On Fri, Nov 8, 2013 at 8:18 PM, Daniel L. Miller <[email protected]> wrote:

>
>
> On 11/7/2013 3:45 PM, Ann Harrison wrote:
>
> On Thu, Nov 7, 2013 at 2:09 PM, Daniel L. Miller <[email protected]>wrote:
>
>> Is it possible to refer to internal structures by reference in PSQL?
>
>
>  Err, reference, usually yes.  Change?  Probably not.  Basically, PSQL is
> limited to DML - not DDL.
>
>
> Ok - can you please clarify what I CAN do?
>

You can change data, but not metadata.

>
> 1.  From within an insert/update trigger, is there a variable that
> provides the table name?
>

No.  As Sean pointed out, a trigger is associated with exactly one table,
so you can safely
hard code the table name in the trigger.


> Or, if I'm trying to use a common stored procedure, would I call it from
> the trigger using the table name as a literal string parameter?
>

Yes, if you have the name in the trigger.


>
> 2.  Even if the DDL statement I used was wrong (and I admit that - I
> pasted it without going through it first) can you show me a valid DML?
> Something like "SELECT * FROM :tablename"?
>

In straight PSQL, variables cannot be used as table or column names.  You
can get around that limit by building a statement and using EXECUTE
STATEMENT to run it.  That has some slightly odd behavior in terms of
security - my recollection is that the statement is run with the user's
privileges not the privileges of the procedure.   The statement in an
EXECUTE STATEMENT is not cached - it must be parsed, compiled, and
optimized each time it runs.


> 3.  My overly paranoid belt-and-suspenders isn't going to remain in
> production code (I hope).  I had that both as a safeguard and as an example
> to another programmer I'm working with.
>

It's not a great example either in Firebird or in most other databases
unless they're running in serializable isolation mode.  When you get the
max value for ID, Firebird returns the maximum value that was committed
when your transaction started (in default isolation) or the most recently
committed maximum value (in read-committed mode).  There may be other,
higher values in the database.

Here's a case.  Values are 1, 2, 3 .... 158.  Transaction A stores 159.
 Transaction B stores 160.  Transaction C asks for the maximum value and
gets 158, so it tries to store 159.  Transaction A commits.  Transaction B
commits.  If there's a unique index on the field, Transaction C gets an
error, otherwise it stores a duplicate value.  That's the behavior of
Multi-Version Concurrency Control.  Databases that use record locks will
have the same behavior unless they're running in a mode that locks highest
known value - in which case neither Transaction B nor Transaction C could
store its record until A commits.

So getting Max(key field) and adding 1 is inefficient and error prone in
multi-user applications.  That's why I suggested that you not use it.

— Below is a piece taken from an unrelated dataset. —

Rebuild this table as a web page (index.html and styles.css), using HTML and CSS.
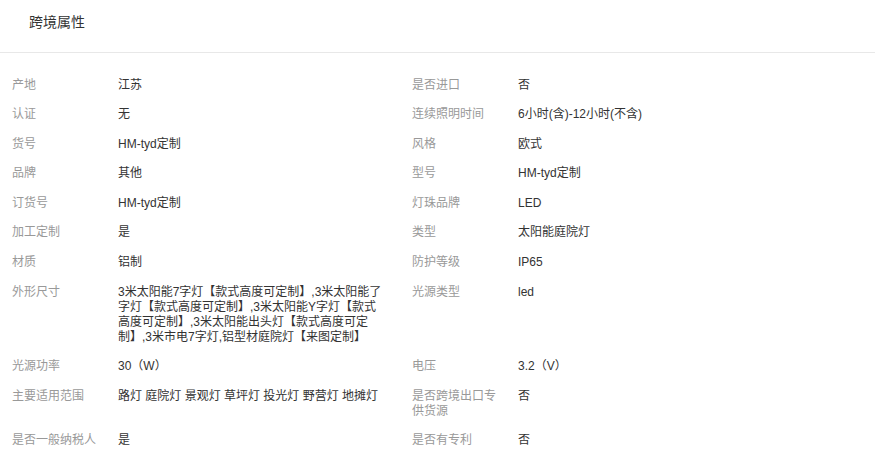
FILE: index.html
```html
<!DOCTYPE html>
<html lang="zh-CN">
<head>
    <meta charset="UTF-8">
    <meta name="viewport" content="width=device-width, initial-scale=1.0">
    <title>跨境属性</title>

    <link rel="stylesheet" href="styles.css">
</head>
<body>
    <div class="panel">
        <!-- Panel title -->
        <div class="panel-head">
            <h2 class="panel-title">跨境属性</h2>
        </div>

        <!-- Attribute list, two columns -->
        <div class="attr-list">
            <div class="attr"><span class="attr-name">产地</span><span class="attr-value">江苏</span></div>
            <div class="attr"><span class="attr-name">是否进口</span><span class="attr-value">否</span></div>

            <div class="attr"><span class="attr-name">认证</span><span class="attr-value">无</span></div>
            <div class="attr"><span class="attr-name">连续照明时间</span><span class="attr-value">6小时(含)-12小时(不含)</span></div>

            <div class="attr"><span class="attr-name">货号</span><span class="attr-value">HM-tyd定制</span></div>
            <div class="attr"><span class="attr-name">风格</span><span class="attr-value">欧式</span></div>

            <div class="attr"><span class="attr-name">品牌</span><span class="attr-value">其他</span></div>
            <div class="attr"><span class="attr-name">型号</span><span class="attr-value">HM-tyd定制</span></div>

            <div class="attr"><span class="attr-name">订货号</span><span class="attr-value">HM-tyd定制</span></div>
            <div class="attr"><span class="attr-name">灯珠品牌</span><span class="attr-value">LED</span></div>

            <div class="attr"><span class="attr-name">加工定制</span><span class="attr-value">是</span></div>
            <div class="attr"><span class="attr-name">类型</span><span class="attr-value">太阳能庭院灯</span></div>

            <div class="attr"><span class="attr-name">材质</span><span class="attr-value">铝制</span></div>
            <div class="attr"><span class="attr-name">防护等级</span><span class="attr-value">IP65</span></div>

            <div class="attr"><span class="attr-name">外形尺寸</span><span class="attr-value">3米太阳能7字灯【款式高度可定制】,3米太阳能了字灯【款式高度可定制】,3米太阳能Y字灯【款式高度可定制】,3米太阳能出头灯【款式高度可定制】,3米市电7字灯,铝型材庭院灯【来图定制】</span></div>
            <div class="attr"><span class="attr-name">光源类型</span><span class="attr-value">led</span></div>

            <div class="attr"><span class="attr-name">光源功率</span><span class="attr-value">30（W）</span></div>
            <div class="attr"><span class="attr-name">电压</span><span class="attr-value">3.2（V）</span></div>

            <div class="attr"><span class="attr-name">主要适用范围</span><span class="attr-value">路灯 庭院灯 景观灯 草坪灯 投光灯 野营灯 地摊灯</span></div>
            <div class="attr"><span class="attr-name">是否跨境出口专供货源</span><span class="attr-value">否</span></div>

            <div class="attr"><span class="attr-name">是否一般纳税人</span><span class="attr-value">是</span></div>
            <div class="attr"><span class="attr-name">是否有专利</span><span class="attr-value">否</span></div>
        </div>
    </div>
</body>
</html>
```

FILE: styles.css
```css
/* Page */
body {
    margin: 0;
    padding: 0;
    background-color: #fff;
    font-family: 'Liberation Sans', Arial, 'Noto Sans CJK SC', sans-serif;
    color: #333;
}

.panel {
    width: 875px;
}

/* Title bar */
.panel-head {
    padding: 12px 0 20px 29px;
    border-bottom: 1px solid #e8e8e8;
}

.panel-title {
    margin: 0;
    font-size: 14px;
    font-weight: normal;
    line-height: 20px;
    color: #333;
}

/* Attribute grid */
.attr-list {
    display: grid;
    grid-template-columns: 400px 400px;
    padding: 17.5px 0 0 12px;
}

.attr {
    display: flex;
    padding: 7px 0 7.6px;
    font-size: 12px;
    line-height: 15px;
}

.attr-name {
    flex: none;
    width: 90px;
    padding-right: 16px;
    color: #999;
}

.attr-value {
    width: 268px;
    color: #333;
}
```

> The production code would just have the "standard" check to see if an id
> was passed, and otherwise perform the assignment of "new.id = NEXT VALUE
> FOR sequence".  But I'd like to have that code structure in a stored
> procedure so my triggers are basically just one line.  Is that wrong?
>

Wrong is a pretty strong word.  Some people like to give fields names that
include the table, table type, data type, and length.  That's not wrong,
but it's pretty ugly and makes for a real mess when you decide to make the
field a little bit longer.  A matter of taste, training, and corporate
culture.  Putting the check for a missing id in a trigger means that the
operation is parsed, complied and optimized once on the first insert rather
than once per record.  So I'd settle for inefficient.  But tidy.